About Just Energy Group Inc.

Established in 1997, Just Energy is primarily a competitive retailer of natural gas and electricity. With offices located across the United States, Canada and the United Kingdom, Just Energy serves over 2 million residential and commercial customers (4.5 million RCEs) through a wide range of energy programs. The Company's JustGreen® products provide consumers with the ability to reduce the environmental impact of their everyday energy use. Just Energy's business primarily involves the sale of natural gas and/or electricity to residential and commercial customers under long-term fixed-price, price-protected or variable-priced contracts under the following trade names: Just Energy, Hudson Energy, Commerce Energy, Smart Prepaid Electric, Amigo Energy, Tara Energy and Green Star Energy.

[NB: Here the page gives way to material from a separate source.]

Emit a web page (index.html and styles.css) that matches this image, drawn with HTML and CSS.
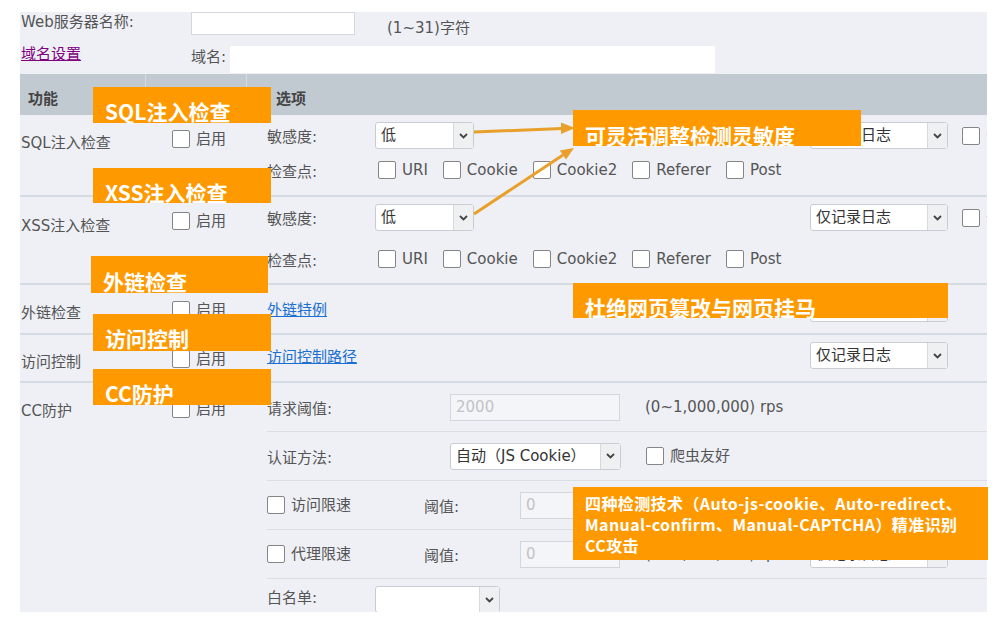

FORWARD-LOOKING STATEMENTS

Just Energy's press releases may contain forward-looking statements including statements pertaining to customer revenues and margins, customer additions and renewals, customer attrition, customer consumption levels, general and administrative expenses, dividends, distributable cash and treatment under governmental regulatory regimes. These statements are based on current expectations that involve a number of risks and uncertainties which could cause actual results to differ from those anticipated. These risks include, but are not limited to, levels of customer natural gas and electricity consumption, rates of customer additions and renewals, rates of customer attrition, fluctuations in natural gas and electricity prices, changes in regulatory regimes and decisions by regulatory authorities, competition and dependence on certain suppliers. Additional information on these and other factors that could affect Just Energy's operations, financial results or dividend levels are included in Just Energy's annual information form and other reports on file with Canadian securities regulatory authorities which can be accessed through the SEDAR website at www.sedar.com, on the U.S. Securities Exchange Commission's website at www.sec.gov or through Just Energy's website at www.justenergygroup.com.

Neither the Toronto Stock Exchange nor the New York Stock Exchange has approved nor disapproved of the information contained herein.